Speed is the enemy of quality TPU prints. The elastic nature of the filament means that rapid acceleration and deceleration cause inconsistent extrusion and dimensional accuracy issues. A maximum print speed of 20–30 mm/s is recommended for all perimeters, with infill speeds up to 40 mm/s. First layer speed should be reduced further to 10–15 mm/s to ensure proper bed adhesion. Travel moves can remain at normal speeds (150–250 mm/s) if retraction and combing are configured correctly. Acceleration values should be capped at 500–1000 mm/s² for perimeter moves and 2000 mm/s² for infill. Volumetric flow rate is the true limiting factor; most TPU formulations max out around 3–5 mm³/s through a standard 0.4 mm nozzle. Pushing beyond these limits results in under-extrusion and weak parts regardless of how well other settings are tuned.

Infill Patterns for Optimal Flexibility

Infill pattern selection dramatically affects how a TPU part behaves under load. Gyroid is the top choice for TPU drone parts because it provides isotropic strength — meaning the part resists compression equally well from all directions — and its continuous curved paths minimize extruder direction changes that cause stringing. Cubic and adaptive cubic patterns offer good strength-to-weight ratios but introduce sharper directional changes. For maximum flexibility, consider concentric or archimedean chords patterns. Infill density for most drone parts should fall between 20% and 40%. GoPro mounts benefit from 30–40% gyroid infill for vibration dampening, while skid plates work well at 20–30% with the weight savings being more valuable than the marginal increase in cushioning. Avoid grid and rectilinear patterns entirely — their sharp corners introduce stress concentrations that lead to delamination in flexible parts.

Part Orientation for Layer Adhesion Strength

Orientation is the single most important design decision for TPU parts because the directional strength of FDM printing is amplified with flexible materials. Parts should be oriented so that impact and tension forces act parallel to the XY plane rather than perpendicular to layer lines. For a GoPro mount, this means printing the camera cage flat on the bed so that layer lines run horizontally — perpendicular to the direction of impact during a crash. For antenna holders, orient the tube vertically so layer lines are perpendicular to bending forces. Always consider the primary load direction and orient layers across it, not along it. Where perpendicular loading is unavoidable, increase wall count to 4–6 perimeters to distribute stress across more bonded surfaces. Wall count is often more important than infill percentage for TPU strength because the continuous perimeter paths provide the bulk of structural integrity.

Must-Have TPU Drone Accessories

Several TPU-printed accessories have become standard equipment for FPV pilots. GoPro mounts are the most commonly printed TPU part — a well-designed mount absorbs high-frequency vibrations and protects the camera during crashes while remaining light enough to not affect flight performance. Antenna holders for both VTX and receiver antennas keep them at optimal 45-degree angles and prevent damage during rough landings. Skid plates and landing pads protect the underside of the frame and battery during belly landings and skids on concrete or asphalt.
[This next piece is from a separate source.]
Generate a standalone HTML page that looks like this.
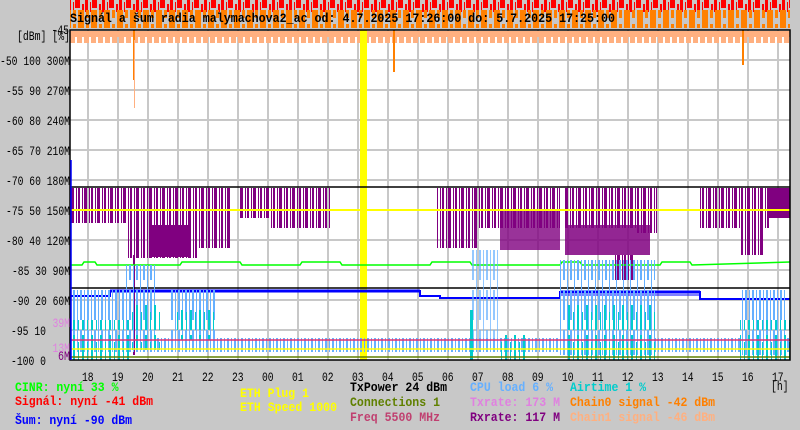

Arm protectors slide over carbon fiber arms to shield them from direct impacts and prevent delamination. Wire management clips and battery straps keep cables secured away from propellers — a critical safety consideration. Motor wire protectors shield the three-phase motor wires where they exit the stator, preventing cuts from prop strikes and debris. Each of these parts benefits from TPU’s unique combination of flexibility, impact resistance, and vibration dampening that no other printable material can match.

Common TPU Printing Problems and Solutions

Filament jamming inside the extruder is the most frequent TPU failure mode. This usually occurs when the filament path has any gap between the drive gear and the heat break — TPU will find and expand into this gap. Printers with constrained filament paths, such as the Bambu Lab series with their direct drive and reverse-bowden setup, practically eliminate this problem. For open-design extruders, a printed filament guide that bridges the gap between the drive gear exit and the heat break entrance is an essential upgrade. Under-extrusion presents as gaps between perimeter walls and is typically caused by printing too fast for the volumetric flow limit or by insufficient extruder tension. Unlike rigid filaments, TPU requires very light extruder tension — just enough to grip the filament without deforming it. Over-tightening the idler lever compresses TPU into an oval shape that binds in the heat break, while too little tension causes the drive gear to slip. Finding the minimum viable tension is a tuning step that pays dividends in reliability.

Multi-Material TPU and Rigid Combinations

Modern multi-material printers enable combination prints where TPU flexible sections are bonded to rigid PLA or PETG structures during the same print. This technique produces parts like GoPro mounts with a rigid mount base and flexible camera cage, or antenna holders with a stiff frame section and compliant grip surfaces. The key to successful multi-material TPU prints is ensuring adequate purge volumes between material changes — at least 400 mm³ of purge for transitioning from PLA to TPU and 600 mm³ when switching from TPU back to PLA. Bed adhesion between dissimilar materials is naturally strong due to the mechanical interlocking that occurs at the interface layer. However, parts should be designed with mechanical interlocks at material boundaries wherever possible, such as dovetail joints or through-holes that create physical anchoring beyond just layer-to-layer bonding.

With properly tuned settings, a dried spool of filament, and thoughtful part orientation, TPU prints can match or exceed the quality of injection-molded flexible drone accessories. The material’s crash-survival properties alone justify the effort required to dial in settings, and once tuned, a TPU profile will produce consistent results across dozens of parts and many crash cycles.